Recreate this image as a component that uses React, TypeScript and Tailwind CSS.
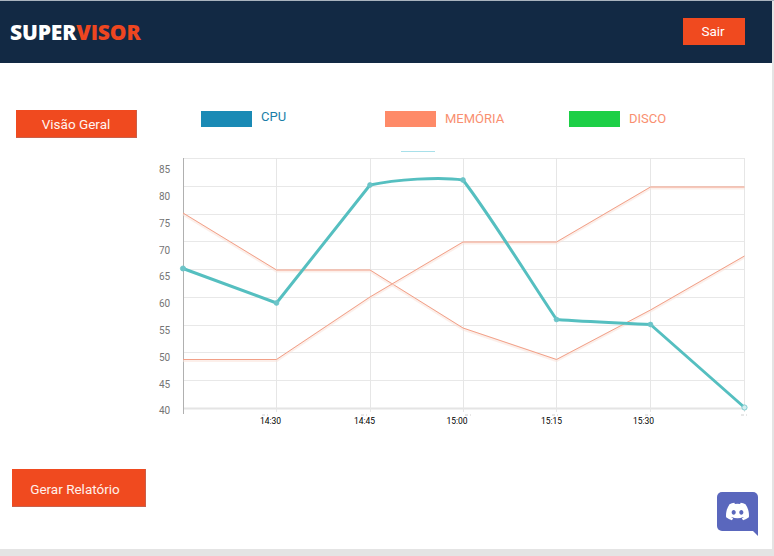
import { FaDiscord } from "react-icons/fa";

const xs = [183.5, 276.5, 370.5, 463.5, 556.5, 650.5, 744.5];
const ys = [158.5, 186.5, 214.5, 241.5, 269.5, 297.5, 325.5, 352.5, 380.5];
const yLabels = [
  ["85", 173],
  ["80", 200],
  ["75", 227],
  ["70", 254],
  ["65", 280],
  ["60", 307],
  ["55", 334],
  ["50", 361],
  ["45", 388],
  ["40", 414],
] as const;
const xLabels = [
  ["14:30", 270.5],
  ["14:45", 364.5],
  ["15:00", 457],
  ["15:15", 551.5],
  ["15:30", 643.5],
] as const;
const cutMarks = [262, 361, 465, 552, 645, 741];

const salmonA = "M183 213 L276.5 270 L370 270 L463 328 L556.5 359.5 L650.5 310 L744.5 256";
const salmonB = "M183 359.5 L276.5 359.5 L370 297 L463 242 L556.5 242 L650.5 187 L744.5 187";
const teal =
  "M183 268.5 L276.5 303 L370 185 C395 179.5 440 176.5 463 180 C490 215 530 280 556.5 319.5 C590 322 625 323 650.5 324.5 L744.5 407.5";
const points: [number, number][] = [
  [183, 268.5],
  [276.5, 303],
  [370, 185],
  [463, 180],
  [556.5, 319.5],
  [650.5, 324.5],
  [744.5, 407.5],
];

function Chart() {
  return (
    <svg width="620" height="284" viewBox="150 148 620 284" className="block">
      <line x1="401" y1="151.5" x2="435" y2="151.5" stroke="#a8e0ea" strokeWidth="1" />
      {ys.map((y) => (
        <line key={y} x1="183" y1={y} x2="745" y2={y} stroke="#e8e8e8" strokeWidth="1" />
      ))}
      <line x1="183" y1="408.5" x2="745" y2="408.5" stroke="#e4e4e4" strokeWidth="2" />
      {xs.map((x, i) => (
        <line
          key={x}
          x1={x}
          y1="158"
          x2={x}
          y2={i === 0 ? 414 : 412}
          stroke={i === 0 ? "#b0b0b0" : "#e6e6e6"}
          strokeWidth="1"
        />
      ))}
      {cutMarks.map((x) => (
        <line key={x} x1={x} y1="415" x2={x + 6} y2="415" stroke="#d0d0d0" strokeWidth="1" strokeDasharray="3 2" />
      ))}
      {[salmonA, salmonB].map((d) => (
        <g key={d} fill="none" strokeLinejoin="round">
          <path d={d} stroke="#f9dfd6" strokeOpacity="0.5" strokeWidth="3" transform="translate(0 1)" />
          <path d={d} stroke="#f2a088" strokeWidth="1" />
        </g>
      ))}
      <path d={teal} fill="none" stroke="#55bfc0" strokeWidth="3" strokeLinejoin="round" />
      {points.map(([x, y], i) => (
        <circle
          key={x}
          cx={x}
          cy={y}
          r={i === 0 || i === 6 ? 2.6 : 2.4}
          fill={i === 6 ? "#d3eef0" : "#6cc4c8"}
          stroke="#6cc4c8"
          strokeWidth="0.8"
        />
      ))}
      {yLabels.map(([t, y]) => (
        <text key={t} x="159" y={y} fontSize="10" fill="#757575" fontFamily="Roboto, sans-serif">
          {t}
        </text>
      ))}
      {xLabels.map(([t, x]) => (
        <text
          key={t}
          x={x}
          y="424"
          fontSize="8.5"
          fill="#000000"
          textAnchor="middle"
          fontFamily="Roboto, sans-serif"
        >
          {t}
        </text>
      ))}
    </svg>
  );
}

function Legend({
  label,
  bar,
  text,
  shift,
}: {
  label: string;
  bar: string;
  text: string;
  shift: string;
}) {
  return (
    <div className="flex w-[184px] items-start gap-[9px]">
      <div className={`h-[16px] w-[51px] ${bar}`} />
      <span className={`text-[13px] leading-[16px] ${text} ${shift}`}>{label}</span>
    </div>
  );
}

export default function App() {
  return (
    <div className="flex h-[556px] w-[774px] flex-col overflow-hidden bg-[#e4e4e4] font-['Roboto',sans-serif]">
      <div className="h-px w-full bg-[#a9b3be]" />
      <div className="flex min-h-0 flex-1 flex-col bg-white mr-[2px] mb-[7px]">
        <header className="flex h-[62px] items-center justify-between bg-[#122944] pl-[10px] pr-[27px]">
          <div className="font-['Open_Sans',sans-serif] text-[21px] font-extrabold leading-none tracking-[-0.15px]">
            <span className="text-white">SUPER</span>
            <span className="text-[#ee4620]">VISOR</span>
          </div>
          <button className="-mt-[1px] flex h-[27px] w-[62px] items-center justify-center bg-[#f04a1f] pr-[2px] text-[13.5px] text-white">
            Sair
          </button>
        </header>

        <div className="flex h-[393px] pl-[16px]">
          <div className="w-[121px] pt-[47px]">
            <button className="flex h-[28px] w-[121px] items-center justify-center border-r border-b border-[#c9604a] bg-[#f04a1f] pt-[2px] text-[13.5px] font-normal text-[#fff4f0]">
              Visão Geral
            </button>
          </div>
          <div className="flex flex-col">
            <div className="flex h-[64px] items-start pl-[64px] pt-[48px]">
              <Legend label="CPU" bar="bg-[#1a8ab5]" text="text-[#1a7ea8]" shift="-mt-[2px]" />
              <Legend label="MEMÓRIA" bar="bg-[#fe8a68]" text="text-[#f98f70]" shift="mt-0" />
              <Legend label="DISCO" bar="bg-[#1ccf46]" text="text-[#f98f70]" shift="mt-0" />
            </div>
            <div className="pl-[13px] pt-[21px]">
              <Chart />
            </div>
          </div>
        </div>

        <div className="flex flex-1 items-start justify-between pl-[12px] pr-[14px] pt-[13px]">
          <button className="flex h-[38px] w-[134px] items-center justify-center border-r border-b border-[#c9604a] bg-[#f04a1f] pt-[4px] pr-[7px] text-[13.5px] font-normal text-[#fff0ea]">
            Gerar Relatório
          </button>
          <div className="relative mt-[23px] h-[44px] w-[41px]">
            <div className="flex h-[39px] w-[41px] items-center justify-center rounded-[5px] bg-[#5a67bd] text-white">
              <FaDiscord size={25} />
            </div>
            <div className="absolute bottom-0 right-0 h-[10px] w-[10px] bg-[#5a67bd] [clip-path:polygon(100%_100%,0_0,100%_0)]" />
          </div>
        </div>
      </div>
    </div>
  );
}
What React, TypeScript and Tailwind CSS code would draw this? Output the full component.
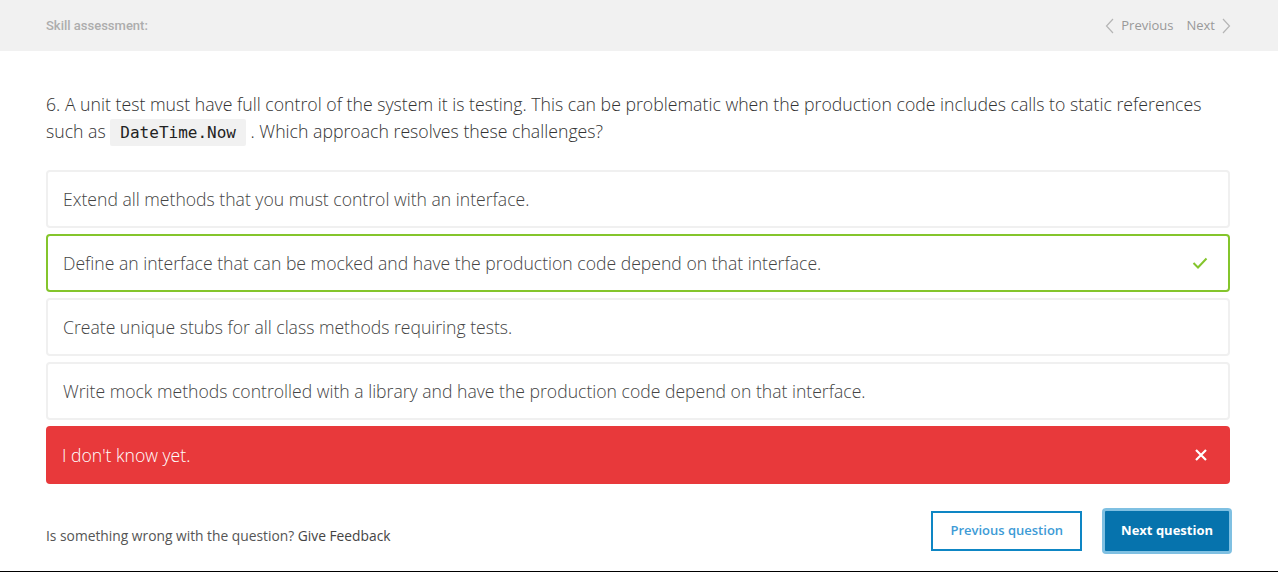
import React from "react";

const options = [
    "Extend all methods that you must control with an interface.",
    "Define an interface that can be mocked and have the production code depend on that interface.",
    "Create unique stubs for all class methods requiring tests.",
    "Write mock methods controlled with a library and have the production code depend on that interface.",
];

const App: React.FC = () => {
    const selected = 1;

    return (
        <div className="w-[1278px] h-[572px] bg-white border-b border-black flex flex-col" style={{ fontFamily: "'Open Sans', sans-serif" }}>
            {/* header */}
            <div className="h-[51px] bg-[#f1f1f1] flex items-center justify-between pl-[46px] pr-[47px] shrink-0">
                <span className="text-[13px] font-medium text-[#adadad]" style={{ fontFamily: "Roboto, sans-serif" }}>Skill assessment:</span>
                <div className="flex items-center gap-[13px] text-[13px] text-[#999999]">
                    <span className="flex items-center gap-[7px]">
                        <svg width="9" height="16" viewBox="0 0 9 16" fill="none" stroke="#b5b5b5" strokeWidth="1.2">
                            <path d="M8 1 L1.5 8 L8 15" />
                        </svg>
                        Previous
                    </span>
                    <span className="flex items-center gap-[7px]">
                        Next
                        <svg width="9" height="16" viewBox="0 0 9 16" fill="none" stroke="#b5b5b5" strokeWidth="1.2">
                            <path d="M1 1 L7.5 8 L1 15" />
                        </svg>
                    </span>
                </div>
            </div>

            <div className="pl-[46px] pr-[48px] pt-[40px] flex flex-col flex-1">
                <p className="text-[17.7px] leading-[27px] font-light text-[#333333]">
                    6. A unit test must have full control of the system it is testing. This can be problematic when the production code includes calls to static references such as{" "}
                    <code className="bg-[#f1f1f1] px-[10px] py-[4px] rounded-[2px] text-[16px] text-[#222] font-normal" style={{ fontFamily: "'DejaVu Sans Mono', monospace" }}>DateTime.Now</code>
                    {" "}. Which approach resolves these challenges?
                </p>

                <div className="mt-[24px] flex flex-col gap-[6px]">
                    {options.map((opt, i) => (
                        <div
                            key={i}
                            className={
                                i === selected
                                    ? "h-[58px] rounded-[4px] border-2 border-[#84c52c] flex items-center justify-between pl-[15px] pr-[20px]"
                                    : "h-[58px] rounded-[4px] border-2 border-[#f0f0f0] flex items-center pl-[15px]"
                            }
                        >
                            <span className="text-[17.6px] font-light text-[#444444]">{opt}</span>
                            {i === selected && (
                                <svg width="16" height="12" viewBox="0 0 16 12" fill="none" stroke="#84c52c" strokeWidth="2">
                                    <path d="M1.5 6 L6 10.5 L14.5 1.5" />
                                </svg>
                            )}
                        </div>
                    ))}
                    <div className="h-[58px] rounded-[4px] bg-[#e8393b] flex items-center justify-between pl-[16px] pr-[22px]">
                        <span className="text-[17.6px] font-light text-white">I don't know yet.</span>
                        <svg width="14" height="14" viewBox="0 0 14 14" fill="none" stroke="white" strokeWidth="2.2">
                            <path d="M2 2 L12 12 M12 2 L2 12" />
                        </svg>
                    </div>
                </div>

                <div className="mt-[24px] flex items-center justify-between">
                    <span className="text-[13.8px] text-[#555555] pt-[10px]">
                        Is something wrong with the question? <span className="text-[#444444]">Give Feedback</span>
                    </span>
                    <div className="flex items-center gap-[20px] mr-[-2px]">
                        <button className="h-[40px] px-[17px] border-2 border-[#0e86c4] text-[#3d9bd6] text-[13px] font-semibold bg-white">
                            Previous question
                        </button>
                        <button className="h-[46px] px-[16px] rounded-[4px] bg-[#0673ad] text-white text-[13px] font-bold border-[3px] border-[#7fc0e2]">
                            Next question
                        </button>
                    </div>
                </div>
            </div>
        </div>
    );
};

export default App;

#### [EXERCISE]
Only the lines from the start of the records to the line with "const cutMarks = [262, 361, 465, 552, 645, 741];" belong in the copy. Print them exactly, minus pictures.

#### [RESPONSE TO THIS TASK]
Recreate this image as a component that uses React, TypeScript and Tailwind CSS.
import { FaDiscord } from "react-icons/fa";

const xs = [183.5, 276.5, 370.5, 463.5, 556.5, 650.5, 744.5];
const ys = [158.5, 186.5, 214.5, 241.5, 269.5, 297.5, 325.5, 352.5, 380.5];
const yLabels = [
  ["85", 173],
  ["80", 200],
  ["75", 227],
  ["70", 254],
  ["65", 280],
  ["60", 307],
  ["55", 334],
  ["50", 361],
  ["45", 388],
  ["40", 414],
] as const;
const xLabels = [
  ["14:30", 270.5],
  ["14:45", 364.5],
  ["15:00", 457],
  ["15:15", 551.5],
  ["15:30", 643.5],
] as const;
const cutMarks = [262, 361, 465, 552, 645, 741];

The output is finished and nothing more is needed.